Source: GNU records (USGS DDS-6; Denver GNULEX).
Blanco Formation. Sand, clay, and limestone, coarser with more gravel toward margin of deposit; weathers glaring white. Sand, fine- to medium-grained quartz, bedded to massive; light greenish-gray, white, gray. Clay, silty, sandy, bentonitic, calcareous in part. Limestone, white, flaggy, thin-bedded. Contains molluscan and vertebrate fossils. Thickness 75 feet; feathers out laterally. Age is Nebraskan [earliest Pleistocene; map legend (on 1993 revised ed.) indicates Pliocene].
[Mapped in vicinity of Blanco Canyon along White River drainage, south of Mount Blanco, northeastern Crosby Co., TX.]
Source: Publication.
Pg. 240+ (fig. 7.1). Blanco Formation. Recognized in Texas. Includes in lower part (descending) Blanco ash and Blanco fauna. Age is considered Blancan to Irvingtonian NALMA; Matuyama chron zone (reversed polarity zone 2r.2r to 1r.2r). Glass shards from Blanco ash yielded a fission-track age of 2.8 +/-0.3 Ma (Boellstorff, 1976), indicating normal polarity zone 2An.1n of Gauss chron zone.
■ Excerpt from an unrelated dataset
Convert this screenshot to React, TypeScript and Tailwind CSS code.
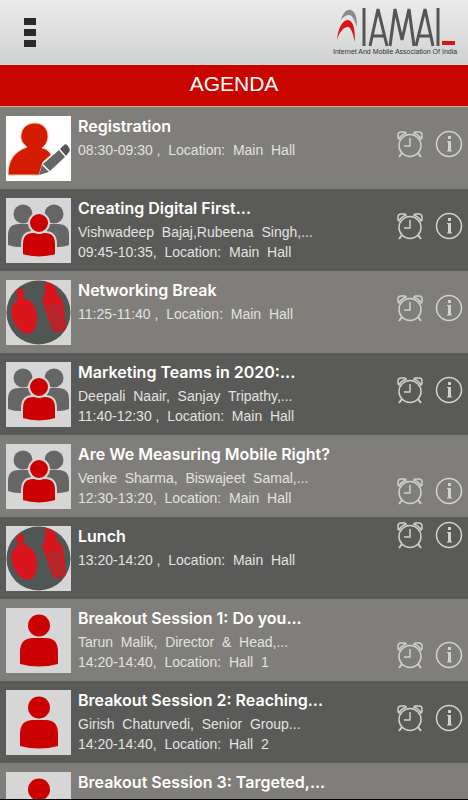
type Kind = 'register' | 'group' | 'food' | 'person'
type Align = 'top' | 'middle' | 'bottom'

type Session = {
  title: string
  speakers?: string
  time: string
  kind: Kind
  align: Align
}

const sessions: Session[] = [
  { title: 'Registration', time: '08:30-09:30 ,  Location:  Main  Hall', kind: 'register', align: 'middle' },
  { title: 'Creating Digital First...', speakers: 'Vishwadeep  Bajaj,Rubeena  Singh,...', time: '09:45-10:35,  Location:  Main  Hall', kind: 'group', align: 'middle' },
  { title: 'Networking Break', time: '11:25-11:40 ,  Location:  Main  Hall', kind: 'food', align: 'middle' },
  { title: 'Marketing Teams in 2020:...', speakers: 'Deepali  Naair,  Sanjay  Tripathy,...', time: '11:40-12:30 ,  Location:  Main  Hall', kind: 'group', align: 'middle' },
  { title: 'Are We Measuring Mobile Right?', speakers: 'Venke  Sharma,  Biswajeet  Samal,...', time: '12:30-13:20,  Location:  Main  Hall', kind: 'group', align: 'bottom' },
  { title: 'Lunch', time: '13:20-14:20 ,  Location:  Main  Hall', kind: 'food', align: 'top' },
  { title: 'Breakout Session 1: Do you...', speakers: 'Tarun  Malik,  Director  &  Head,...', time: '14:20-14:40,  Location:  Hall  1', kind: 'person', align: 'bottom' },
  { title: 'Breakout Session 2: Reaching...', speakers: 'Girish  Chaturvedi,  Senior  Group...', time: '14:20-14:40,  Location:  Hall  2', kind: 'person', align: 'middle' },
  { title: 'Breakout Session 3: Targeted,...', time: '', kind: 'person', align: 'bottom' },
]

const alignClass: Record<Align, string> = {
  top: 'items-start',
  middle: 'items-center',
  bottom: 'items-end',
}

function Thumb({ kind }: { kind: Kind }) {
  if (kind === 'register') {
    return (
      <svg className="size-[65px] shrink-0 bg-white" viewBox="0 0 65 65" aria-hidden="true">
        <path d="M2 59C2 44 8 36 21 31C14 26 14 20 16 15C18 10 23 7 29 7C36 7 42 12 42 20C42 25 40 29 36 32C41 33 44 36 45 39L37 46L33 59Z" fill="#d41c00" stroke="#f6c9a8" strokeWidth="1" />
        <path d="M33 59L36 49L43 56Z" fill="#666" />
        <path d="M37 48L53 34L59 41L44 55Z" fill="#666" />
        <path d="M54 33L58 29Q60 27 62 30Q65 34 63 36L60 40Z" fill="#555" />
      </svg>
    )
  }
  if (kind === 'group') {
    return (
      <svg className="size-[65px] shrink-0 bg-[#d6d6d6]" viewBox="0 0 65 65" aria-hidden="true">
        <g fill="#666">
          <circle cx="17" cy="16" r="9.500" />
          <circle cx="48" cy="16" r="9.500" />
          <path d="M2 47V37Q2 26 13 26H25V49Q10 50 2 47Z" />
          <path d="M63 47V37Q63 26 52 26H40V49Q55 50 63 47Z" />
        </g>
        <g fill="#cc0202" stroke="#d6d6d6" strokeWidth="2">
          <path d="M16 57V46Q16 34 27 34H39Q50 34 50 46V57Q33 62 16 57Z" />
          <circle cx="33" cy="25" r="10" />
        </g>
      </svg>
    )
  }
  if (kind === 'food') {
    return (
      <svg className="size-[65px] shrink-0 bg-[#d6d6d6]" viewBox="0 0 65 65" aria-hidden="true">
        <circle cx="32.500" cy="32.500" r="32" fill="#4f5654" />
        <g fill="#d9141c">
          <path d="M10 11L15 7Q19 12 17 17Q19 19 22 20Q31 25 31 38Q31 52 22 54Q11 52 6 37Q3 26 10 21Q13 17 10 11Z" />
          <path d="M38 3Q46 2 50 8L51 15Q56 17 57 24L60 49L53 53L47 51L40 31L36 19Q41 13 38 3Z" />
        </g>
        <path d="M43 26L50 52M47 24L54 53M51 24L57 50" stroke="#4f5654" strokeWidth="1" fill="none" />
      </svg>
    )
  }
  return (
    <svg className="size-[65px] shrink-0 bg-[#d6d6d6]" viewBox="0 0 65 65" aria-hidden="true">
      <g fill="#cc0202">
        <circle cx="33" cy="17.500" r="11" />
        <path d="M14 56V44Q14 30 27 30H40Q52 30 52 44V56Q33 61 14 56Z" />
      </g>
    </svg>
  )
}

function AlarmIcon() {
  return (
    <svg className="size-7" viewBox="0 0 28 28" fill="none" stroke="#cfcfcc" strokeWidth="1.500" aria-hidden="true">
      <circle cx="14" cy="15.500" r="11" />
      <path d="M14 8V16H8" />
      <path d="M2 8V5Q2 2 5 2H9L10 3Q5 5 3 9ZM26 8V5Q26 2 23 2H19L18 3Q23 5 25 9Z" />
      <path d="M6 23L3 27M22 23L25 27" strokeWidth="2" />
    </svg>
  )
}

function InfoIcon() {
  return (
    <svg className="size-7" viewBox="0 0 28 28" fill="none" stroke="#d2d2cf" aria-hidden="true">
      <circle cx="14" cy="14" r="12.500" strokeWidth="1.500" />
      <path d="M14.500 6V9" strokeWidth="3" />
      <path d="M14.500 11V21" strokeWidth="3" />
      <path d="M12 11.500H15M12 21H17" strokeWidth="1" />
    </svg>
  )
}

function Logo() {
  return (
    <div className="flex w-[124px] flex-col" role="img" aria-label="IAMAI">
      <svg className="h-10 w-full" viewBox="-2 0 124 40" fill="none" aria-hidden="true">
        <path d="M6 13C8 5 12 2 16 3C21 5 22 12 22 20C19 12 17 8 14 8C11 8 8 10 6 13Z" fill="#8c8c8c" />
        <path d="M2 33C3 20 8 13 13 13C19 14 20 23 20 35C18 27 16 20 13 20C8 20 4 26 2 33Z" fill="#d8151b" />
        <g stroke="#555" strokeWidth="3" strokeLinejoin="bevel">
          <path d="M29 1V39M35 39L43 2L52 39M38 29H49" />
          <path d="M55 39L60 2L67 33L74 2L79 39" />
          <path d="M81 39L90 2L98 39M84 29H95M103 1V39" />
        </g>
        <path d="M107 36H120" stroke="#d8151b" strokeWidth="4" />
      </svg>
      <span className="text-[7px] leading-[10px] whitespace-nowrap text-[#333]">Internet And Mobile Association Of India</span>
    </div>
  )
}

function SessionRow({ session }: { session: Session }) {
  return (
    <li className="flex h-[82px] shrink-0 pr-[5px] pl-[6px] odd:bg-[#7f7e7a] even:bg-[#5a5a58]">
      <div className="pt-[9px]">
        <Thumb kind={session.kind} />
      </div>
      <div className="min-w-0 flex-1 pt-[7px] pl-[7px] text-white">
        <h2 className="truncate font-[Inter,sans-serif] text-base leading-[24px] font-semibold">{session.title}</h2>
        <div className="pt-[2px] text-[14px] leading-[20px] whitespace-pre text-[#e2e2e0]">
          {session.speakers && <p>{session.speakers}</p>}
          <p>{session.time}</p>
        </div>
      </div>
      <div className={`flex gap-[11px] pt-1 pb-3 ${alignClass[session.align]}`}>
        <button type="button" aria-label={`Set reminder for ${session.title}`}>
          <AlarmIcon />
        </button>
        <button type="button" aria-label={`Details of ${session.title}`}>
          <InfoIcon />
        </button>
      </div>
    </li>
  )
}

export default function App() {
  return (
    <div className="flex h-screen flex-col overflow-hidden border-b border-black bg-[#5a5a58] font-['Liberation_Sans',Arial,sans-serif]">
      <header className="flex h-16 shrink-0 items-center justify-between bg-linear-to-b from-[#ececec] to-[#d0d2d1] pr-[11px] pl-6">
        <button type="button" aria-label="Menu" className="flex flex-col gap-1">
          <span className="h-[7px] w-3 bg-[#2b2b2b]" />
          <span className="h-[7px] w-3 bg-[#2b2b2b]" />
          <span className="h-[7px] w-3 bg-[#2b2b2b]" />
        </button>
        <Logo />
      </header>
      <div className="flex h-[43px] shrink-0 items-center justify-center border-t border-b border-t-[#f0d8d8] border-b-[#e0a090] bg-[#c90500] pb-1">
        <h1 className="text-[21px] leading-[24px] text-white">AGENDA</h1>
      </div>
      <ul className="flex min-h-0 flex-1 flex-col overflow-y-auto [scrollbar-width:none]">
        {sessions.map((s) => (
          <SessionRow key={s.title} session={s} />
        ))}
      </ul>
    </div>
  )
}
[On p. 241 (fig. 7.1), the Guaje ash bed of Izett and others (1972), about 1.4 to 1.77 Ma, is included in upper part of Blanco Formation. On p. 253 (discussion of Senecan and Rexroadian), the Guaje ash bed overlies the Blanco. On p. 266 (discussion of Blanco fauna in Mount Blanco section, Crosby County, Texas), the Guaje ash bed is included in overlying Blackwater Draw Formation.]